While the DAG stated that the DOJ’s “responsibility is to incentivize responsible corporate citizenship, a culture of compliance, and a sense of accountability,” her remarks are a clear signal that the DOJ intends to do so not by increasing the benefits promised to companies that fully cooperate, but rather by increased and more robust corporate criminal enforcement. She promised that the DOJ “will not hesitate to take action when necessary to combat corporate wrongdoing,” and the policy pronouncements she announced and promised in the future leave no doubt of her and the DOJ’s commitment to that approach.
- Corporate criminal enforcement is a renewed priority for the DOJ. Monaco’s speech leaves no doubt that corporate criminal enforcement against companies and their executives and employees will receive significant attention and encouragement from the most senior levels of the Administration.
- The terms of future corporate criminal enforcement actions may be more severe.

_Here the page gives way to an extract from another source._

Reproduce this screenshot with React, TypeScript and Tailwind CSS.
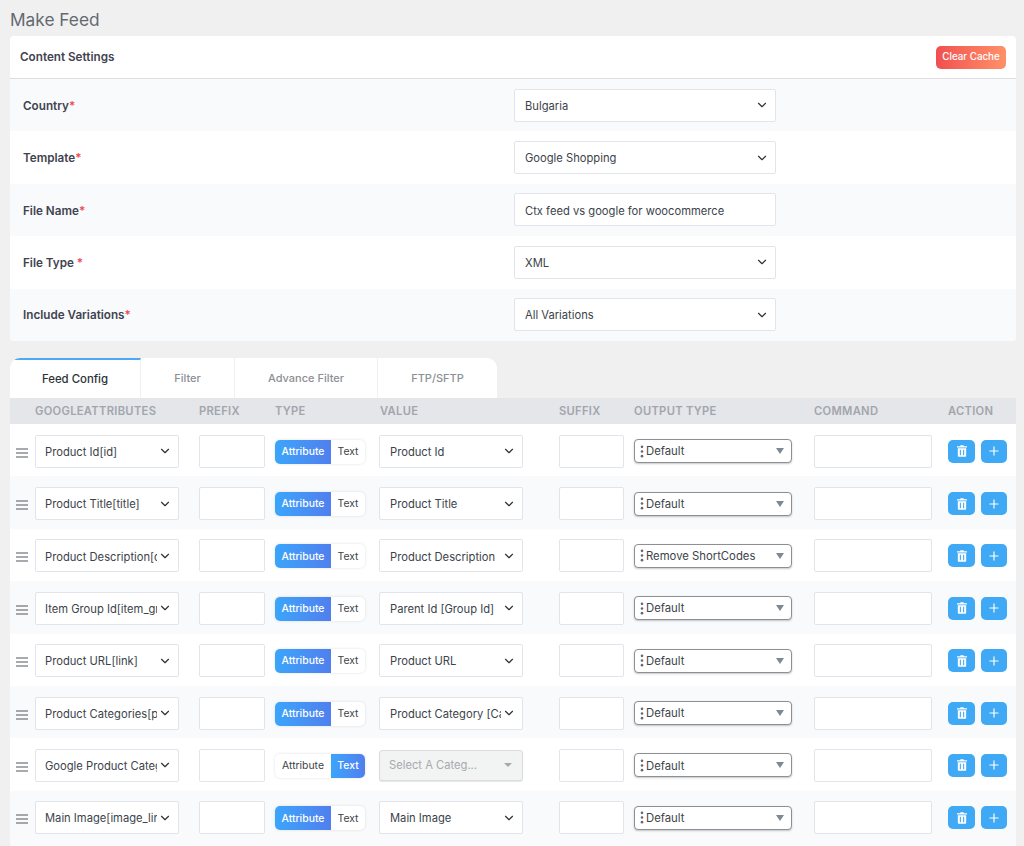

A renewed focus on violations of DPAs and NPAs, along with a focus on recidivist companies that seek pretrial diversion and an increased appetite for monitorships, suggest there may fewer off ramps for corporations that find themselves under DOJ scrutiny.
- The DOJ’s expectations of cooperating companies and its intolerance of recidivists will be greater. The DOJ’s return to the principles set forth in the Yates Memo suggests there will be much greater pressure brought to bear on companies seeking cooperation credit and more prosecutions or threatened prosecutions of individual actors than has been the case.
- Effective corporate compliance programs will be critically important. Monaco’s remarks make clear that the DOJ will continue to increase its scrutiny of corporate compliance programs when determining the appropriate outcome of its corporate criminal investigations and will not hesitate to penalize companies found to have inadequate or ineffective corporate compliance programs.